MERCADO —¿Qué le sugiere a usted Palermo Chico?
PEÑA —Es un barrio bellísimo, perfecto en su diversidad de estilos creado allá por la década del treinta. Hasta sus calles hablan de una intimidad que no quiere ser cercenada. Ni siquiera los taxis se atreven a entrar sin el mapa en esas calles laberínticas. Es un territorio casi desconocido o exótico a pesar de tener tantos años.
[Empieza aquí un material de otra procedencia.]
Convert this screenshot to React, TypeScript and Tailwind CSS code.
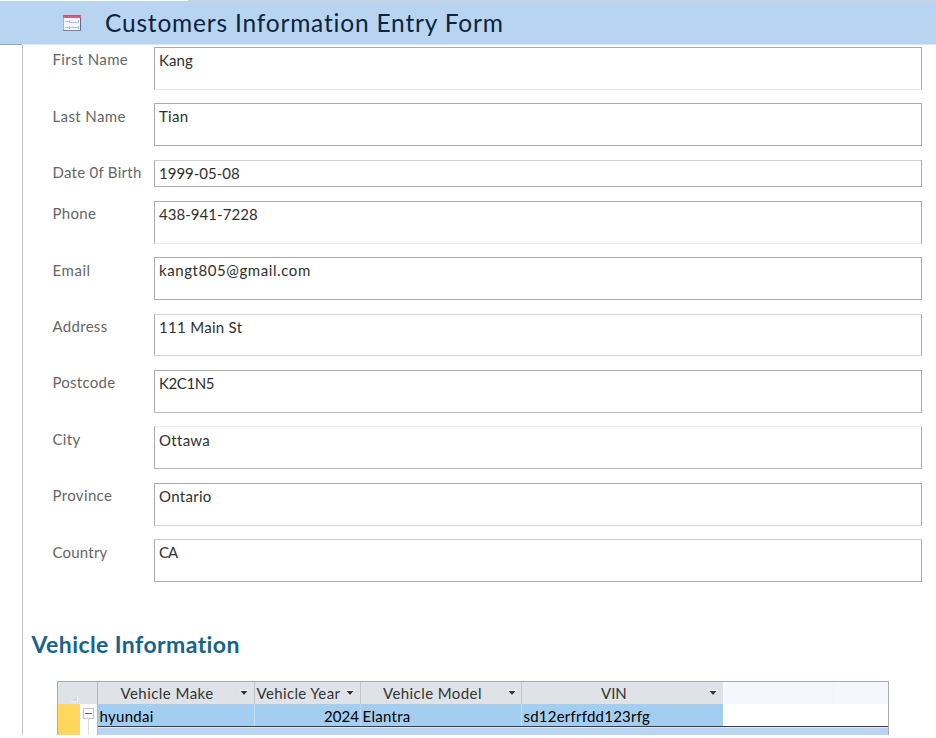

Tenemos muchas cosas: el puerto, el zoológico, Belgrano R... tenemos los cafés, la calle de los cines, nuestra gente. Mire, yo no creo que alguien conozca a la ciudad si no camina, si no se baja del auto. Hay que sentarse todo un día en un café en San Juan y Boedo y vivir la jornada como un parroquiano; hay que aceptar ser pisoteado un sábado a la salida de los cines en Lavalle; hay que estar en una tribuna en una cancha de fútbol... Porque como ya le dije, la ciudad es todo esto: las casas y la gente. Lo que tiene de encantador y lo desagradable. ¿Sabe lo que leí alguna vez? Que una ciudad es tanto más auténtica cuando la gente que la habita no se hace de acuerdo a la ciudad, sino que hace a la ciudad a su imagen y semejanza.